Before he ran afoul of the law and his accountants, Mike Tyson was one of the greatest, most feared boxers in the world. The rest of the game is generally fondly remembered, from the confidence building Glass Joe to the soft drink addicted Soda Popinski. It was fun, pattern-based boxing that required quick reactions and memorization. Until you got to Tyson. One punch from him knocks Little Mac to the mat, and Little Mac’s punches do almost nothing. Those exclamation points in the title are out of frustration.

 

Ninja Gaiden (1988)

Ninja Gaiden

This whole series is a beast to play, and even today the franchise prides itself on your tears. The original though… if the phrase “those damn birds!” doesn’t mean anything, then you probably haven’t played the game. Fast enemies come from all directions with deadly accurate aim. Your timing, especially when it comes to blocking, must be perfect or else you’ll get destroyed. The only plus was that you could continue. And your reward for defeating the final boss? Another final boss. And then another.

 

I Wanna Be The Guy (2007)

Created as a love letter to the horrifically difficult games of old, I Wanna Be The Guy: The Movie: The Game is hard enough to make you smash your head onto your computer keyboard. Every cheap shot this game can throw at you, it does. You have to be completely on your toes to make it just a few feet without dying. It is a game that you tip toe through and even then you’ll probably end up as a cascading fountain of 8-bit blood.

 

Castlevania (1986)

Castlevania set a kind of standard for insanely difficult games, a standard that kept on moving through the retro era like a never-ending gauntlet of razor-sharp rotor-blades. And though Castlevania is undoubtably a difficult game (and an influentially difficult one at that), you get a sense that it takes a real pride in its difficulty. And at least it’s semi-fair. Well, sort of.

Take a look at the way each level is laid out – perfectly so, as if to ensure that every single touch of your controller is perfectly timed. Then there’s the endless array of enemies designed purposely to give you brain ache. We won’t mention that the same endless array of enemies will knock down half your health should they hit you, or the fact that you can’t move whilst jumping.

 

Dark Souls (2011)

But unlike other games here, Demon’s Souls found itself somewhat praised for its difficulty level, presumably because it proposed a genuine challenge to avid gamers who’ve had to put up with genuinely easy games for the past decade or so. Demon’s Souls just took no prisoners and shocked everyone as a result.
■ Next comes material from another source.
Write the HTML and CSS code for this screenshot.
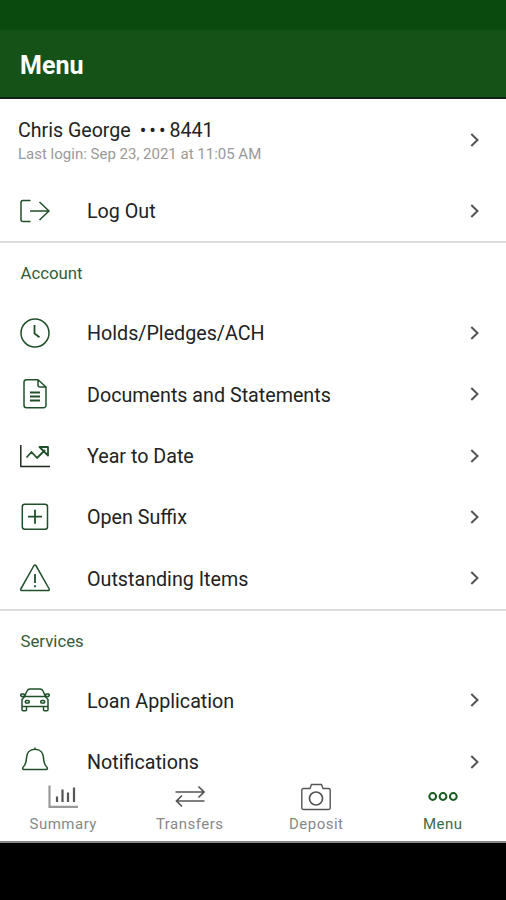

Why’s it so hard, you ask? Well, how about a lack of health items, brutally insane boss fights, and a lack of checkpoints (for starters)? Besides that, many of the enemies you encounter in the game’s “dark fantasy” world can kill you in 2 or 3 hits. Simply put, it’s a game of trial and error, albeit one that makes you feel damn good about yourself should you succeed. Still, it’s constantly frustrating as heck, so don’t play this one if you’ve got a notoriously bad temper or a tendency to hit your siblings.

 

Ghosts ‘n Goblins (1985)

Ghosts'n Goblins

Armor in medieval times must have been made out of tissue paper. Cause in this game you play as a knight named Arthur, where one touch can strip you to your underwear, and a second can strip your skin. The main reason why the game is so hard is because when you jump in the air, you can’t change direction midair, so one wrong step and its streaking through a warzone for you. Oh and to add further insult to injury, once you beat the game, you have to beat it all over again to get the real ending.

 

Battletoads (1991)

Battletoads

Want to experience true video game frustration? Grab a friend and take on this maddening adventure. Dark Souls may expect you to “git gud,” but Battletoads expects you and a friend to be part of some sort of collective hivemind, since its really easy to hit each other, and its made even worse by the fact that if just one of you dies, you both have to restart the level. But all that is nothing as even with just one player there’s the infamous tunnel level, the level few have ever beaten.